● Given exercise
Scan the lines below for the word "React". Copy each line you find it in.

─── Dataset extract ───

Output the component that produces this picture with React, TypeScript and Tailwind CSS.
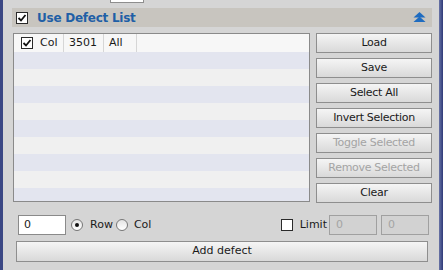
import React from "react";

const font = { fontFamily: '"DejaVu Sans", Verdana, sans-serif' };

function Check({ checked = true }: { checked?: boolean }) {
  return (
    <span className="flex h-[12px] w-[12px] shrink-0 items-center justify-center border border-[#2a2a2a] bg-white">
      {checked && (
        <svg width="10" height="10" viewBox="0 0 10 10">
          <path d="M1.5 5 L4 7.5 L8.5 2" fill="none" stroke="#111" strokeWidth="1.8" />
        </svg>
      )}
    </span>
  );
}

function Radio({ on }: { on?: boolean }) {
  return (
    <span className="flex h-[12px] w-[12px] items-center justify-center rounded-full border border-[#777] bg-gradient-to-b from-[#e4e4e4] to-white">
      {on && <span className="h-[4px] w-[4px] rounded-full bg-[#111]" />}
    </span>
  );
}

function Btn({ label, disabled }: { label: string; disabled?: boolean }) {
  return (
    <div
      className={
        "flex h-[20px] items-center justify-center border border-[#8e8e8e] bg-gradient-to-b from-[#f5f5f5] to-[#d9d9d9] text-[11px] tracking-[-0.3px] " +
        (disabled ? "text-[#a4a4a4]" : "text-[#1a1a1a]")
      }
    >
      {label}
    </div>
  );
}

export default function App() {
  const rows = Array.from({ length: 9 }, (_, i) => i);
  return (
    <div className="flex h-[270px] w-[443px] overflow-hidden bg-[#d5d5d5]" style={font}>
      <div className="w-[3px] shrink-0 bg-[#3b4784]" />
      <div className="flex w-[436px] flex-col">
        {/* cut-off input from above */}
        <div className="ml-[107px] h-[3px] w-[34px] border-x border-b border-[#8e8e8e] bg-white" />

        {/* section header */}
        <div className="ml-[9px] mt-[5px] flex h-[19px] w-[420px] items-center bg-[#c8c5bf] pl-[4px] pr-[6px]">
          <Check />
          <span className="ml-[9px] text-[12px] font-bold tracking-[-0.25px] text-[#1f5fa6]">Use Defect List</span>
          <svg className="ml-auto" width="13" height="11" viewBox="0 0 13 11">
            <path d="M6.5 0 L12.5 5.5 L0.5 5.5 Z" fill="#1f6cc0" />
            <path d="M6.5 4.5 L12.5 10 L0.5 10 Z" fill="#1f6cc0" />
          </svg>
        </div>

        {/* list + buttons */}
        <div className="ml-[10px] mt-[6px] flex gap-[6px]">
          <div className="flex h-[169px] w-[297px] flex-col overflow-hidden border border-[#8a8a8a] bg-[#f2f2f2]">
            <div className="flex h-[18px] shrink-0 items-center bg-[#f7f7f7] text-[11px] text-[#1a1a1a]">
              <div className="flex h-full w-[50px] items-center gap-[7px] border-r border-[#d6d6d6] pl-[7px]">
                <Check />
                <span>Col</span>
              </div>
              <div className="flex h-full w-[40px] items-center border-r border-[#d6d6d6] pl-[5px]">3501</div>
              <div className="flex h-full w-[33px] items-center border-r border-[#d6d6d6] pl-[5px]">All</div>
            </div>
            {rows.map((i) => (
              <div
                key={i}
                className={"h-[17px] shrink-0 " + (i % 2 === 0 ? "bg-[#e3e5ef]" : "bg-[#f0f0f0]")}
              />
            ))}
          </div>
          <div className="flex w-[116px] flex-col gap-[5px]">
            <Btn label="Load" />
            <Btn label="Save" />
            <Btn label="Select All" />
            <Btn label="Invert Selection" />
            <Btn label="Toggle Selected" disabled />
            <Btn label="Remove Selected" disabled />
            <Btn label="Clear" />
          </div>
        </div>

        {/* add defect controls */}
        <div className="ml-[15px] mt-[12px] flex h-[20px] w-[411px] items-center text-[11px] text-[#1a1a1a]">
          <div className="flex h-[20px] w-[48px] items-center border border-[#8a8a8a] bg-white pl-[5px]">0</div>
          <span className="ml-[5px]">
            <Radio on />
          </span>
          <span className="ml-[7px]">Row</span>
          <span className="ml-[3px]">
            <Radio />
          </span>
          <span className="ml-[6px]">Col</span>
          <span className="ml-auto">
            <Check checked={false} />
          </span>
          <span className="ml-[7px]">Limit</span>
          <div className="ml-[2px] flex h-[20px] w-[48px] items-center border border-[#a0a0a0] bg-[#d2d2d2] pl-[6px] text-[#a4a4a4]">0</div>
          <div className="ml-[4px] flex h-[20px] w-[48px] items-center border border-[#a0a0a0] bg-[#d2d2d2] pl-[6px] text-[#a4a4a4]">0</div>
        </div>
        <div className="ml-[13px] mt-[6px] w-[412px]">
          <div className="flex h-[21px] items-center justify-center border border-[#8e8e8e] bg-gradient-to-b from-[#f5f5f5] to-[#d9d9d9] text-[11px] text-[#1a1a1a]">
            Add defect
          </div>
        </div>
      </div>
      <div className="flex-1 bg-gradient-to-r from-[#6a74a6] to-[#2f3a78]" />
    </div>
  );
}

───

● Solved problem
Output the component that produces this picture with React, TypeScript and Tailwind CSS.
import React from "react";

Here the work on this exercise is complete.